The Scoop: Alexander McQueen opened a sprawling, 3,100-sq.-ft. store on Melrose Avenue in April, making it the fifth global retail store for the company.

The Vision:
McQueen wanted to create an organic and simple space that also incorporated the theatrics of the brand, which in the past has featured shipwrecks and paint-spraying car robots in its runway shows.

Design Specs: Designed by Will Russel of Pentagram Architects, the store concept adheres to a seamless, elegant theme. White plaster walls appear as though they were carved from one block and seemingly melt into the ceiling and the speckled-gray marble and mother-of-pearl floor. The interior lighting plan mixes natural, fluorescent and tungsten lighting, creating a glowing effect for the space. Suspended clothing racks and display cases dangle from the ceiling, making the fixtures appear as if they’re floating, while shoes are displayed along shelving units that have been carved out of the walls. A stainless-steel sculpture of a man’s body, titled “Angel of the Americas,” is lodged within a skylight in the store’s ceiling. Designed by Robert Bryce Muir, the sculpture’s lower half is visible in the store, while the arms and torso can be seen poking out of the boutique’s rooftop.

Pedder Red, Hong Kong

The Scoop: Last December, Pedder Group opened a 2,000-sq.-ft. flagship Pedder Red store on Hong Kong’s Wellington Street. “This is one of the most important retail districts in Hong Kong, and we wanted to be in a neighborhood with character,” said Blondie Tsang, SVP of merchandising.

The Vision:
Tsang called upon Shanghai-based design firm Neri & Hu to create a store that looked like no other. “We wanted something very stimulating for our customer,” Tsang said.

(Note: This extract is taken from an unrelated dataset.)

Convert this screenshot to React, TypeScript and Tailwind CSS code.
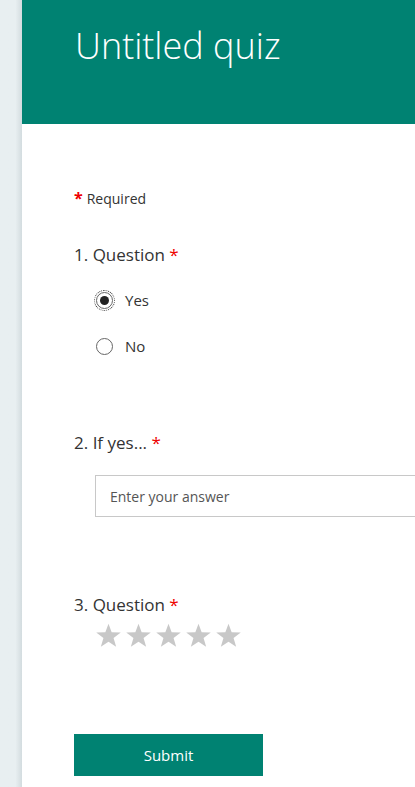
function Radio({ checked, label }: { checked?: boolean; label: string }) {
  return (
    <label className="flex h-[46px] items-center gap-[12px]">
      <span
        className={`flex h-[17px] w-[17px] items-center justify-center rounded-full border border-[#666] bg-white ${
          checked ? "outline outline-1 outline-dotted outline-offset-1 outline-[#333]" : ""
        }`}
      >
        {checked && <span className="h-[9px] w-[9px] rounded-full bg-[#222]" />}
      </span>
      <span className="text-[15px] text-[#333]">{label}</span>
    </label>
  );
}

function Title({ n, text }: { n: number; text: string }) {
  return (
    <div className="text-[17px] leading-6 text-[#333]">
      {n}. {text} <span className="text-[#e00]">*</span>
    </div>
  );
}

function StarIcon() {
  return (
    <svg viewBox="0 0 24 24" className="h-[27px] w-[27px]">
      <polygon
        points="12,1.5 14.8,9.1 22.9,9.3 16.5,14.3 18.8,22.1 12,17.5 5.2,22.1 7.5,14.3 1.1,9.3 9.2,9.1"
        fill="#c8c8c8"
      />
    </svg>
  );
}

export default function App() {
  return (
    <div
      className="flex h-[787px] w-[415px] overflow-hidden bg-[#e8eff1]"
      style={{ fontFamily: "'Open Sans', 'Noto Sans', sans-serif" }}
    >
      <div className="w-[22px] shrink-0 bg-gradient-to-r from-[#e8eff1] from-70% to-[#d3dcdf]" />
      <div className="w-[520px] shrink-0 bg-white">
        <header className="h-[124px] bg-[#008272] pl-[53px] pt-[23px]">
          <h1 className="text-[36px] font-light leading-[46px] text-white">Untitled quiz</h1>
        </header>

        <div className="pl-[52px] pt-[62px]">
          <div className="text-[14px] text-[#333]">
            <span className="mr-1 text-[16px] font-bold text-[#e00]">*</span>Required
          </div>

          <div className="mt-[33px]">
            <Title n={1} text="Question" />
            <div className="pl-[22px] pt-[10px]">
              <Radio checked label="Yes" />
              <Radio label="No" />
            </div>
          </div>

          <div className="mt-[62px]">
            <Title n={2} text="If yes..." />
            <div className="pl-[21px] pt-[20px]">
              <input
                className="h-[42px] w-[420px] border border-[#c8c8c8] px-[14px] text-[14px] text-[#333] placeholder:text-[#555] outline-none"
                placeholder="Enter your answer"
              />
            </div>
          </div>

          <div className="mt-[76px]">
            <Title n={3} text="Question" />
            <div className="flex gap-[3px] pl-[21px] pt-[5px]">
              {[0, 1, 2, 3, 4].map((i) => (
                <StarIcon key={i} />
              ))}
            </div>
          </div>

          <button className="mt-[85px] h-[42px] w-[189px] bg-[#008272] text-[15px] text-white">
            Submit
          </button>
        </div>
      </div>
    </div>
  );
}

Design Specs: Natural woods are used throughout the store, starting with the massive wooden box in the window, which doubles as a stock room. Raw cement flooring creates an unpolished look. Hand-hammered bronze material adorns the display shelves to reflect light, and curved blue tables, crafted from painted steel, are arranged throughout the store to showcase product. “All furnishings were made special for the store,” said Tsang. “We didn’t want to have traditional fixtures.”

Barneys, Las Vegas

The Scoop: Barneys unveiled its Las Vegas store last January, a dazzling 85,000-sq.-ft. showcase in the Shoppes at The Palazzo.

The Vision: “More is more” was the philosophy of David New, Barneys New York’s EVP of creative services, who tapped fashion retail experts Jeffrey Hutchinson & Associates to collaborate on the space. The team’s challenge was to create a store that mirrored Barneys’ signature aesthetic while also incorporating the glamour and vibrancy of Las Vegas.

Design Specs: Before shoppers even enter the space, they are met by an infinity-edge fountain that sits out front. The store’s exterior is adorned with ceramic fritted glass designed exclusively for the store by artist John Paul Philippe, who decorated the tinted screens with a subtle design taken from playing cards. Inside, Japanese colored paper and ink were used to cover the cosmetics counters. In the center of the store sits a concrete, oval spiral staircase, finished in plaster and stone and lit by a third-floor skylight. On the second floor is the 4,400-sq.-ft. shoe salon, where luxe styles are shown on variegated acrylic shelves to simulate a floating display.

Christian Louboutin, London

The Scoop: In May, Christian Louboutin opened his 2,000-sq.-ft. location on London’s hot shopping strip, Mount Street, which also boasts a Marc Jacobs and Balenciaga store. “I was also thinking of [opening on] Bruton Street,” he said. “However, [Mount Street] is wider and less busy.” Clearly passionate about the flagship project, the designer even rolled up his sleeves for part of the store’s construction.

The Vision:
The shop was designed to reflect Louboutin’s interests and passions. Many of the items in the store are connected to his love of travel and personal collections from various trips.

Design Specs:
New York-based architect Eric Clough, the same designer behind the Louboutin store in Las Vegas, created the London concept. Most of the products are displayed in the traditional Louboutin setting — dome-like mirrored alcoves — while additional shoe styles and handbags are shown in alcoves adorned by distressed North African-inspired frames created from old ceiling tins. On the ceiling sits a massive Perspex that was personally crafted by the designer, who spent two days working pieces of agate into the structure. The interior boasts items bought by Louboutin himself — including furniture from Uzbekistan and fabrics from central Asia. In the front window a life-size Fabergé egg houses a twirling mannequin clothed in a special dress commissioned from Rodarte designers Laura and Kate Mulleavy, who Louboutin has collaborated with on runway shoes in the past.

Concepts, Cambridge, Mass.

The Scoop: Tannery masterminds Tarek and Sam Hassan had a busy year. The duo opened a new 12,000-sq.-ft. Tannery location last October, followed by a 3,000-sq.-ft. concept store on Brattle Street in February called Concepts. The latter boasts a VIP lounge, a recording studio and all the amenities of a five-star nightclub.

The Vision: “A store like this has never been done before,” said Tarek Hassan. “Everything is custom and unique to this [space].” Taking a cue from the elements of skate culture, Soldier Design of Cambridge installed custom wood paneling along the walls, inspired by the shape of deconstructed skate boards. “We wanted to…raise the bar as far as the design and reach into the skate heritage of the store,” said Frank Rivera, manager of Concepts.

Design Specs:
Unique wood panels define the store, which is accented by sleek, glass-enclosed fireplaces. A huge selection of sneakers line the walls. A soundproof, glass recording booth at the back of the shop hosts celebrity interviews that are broadcast on the store’s Website. Downstairs, a VIP lounge is designed with rich wood furnishings, custom square leather couches, flat-screen TVs, working fireplaces and a fully stocked bar.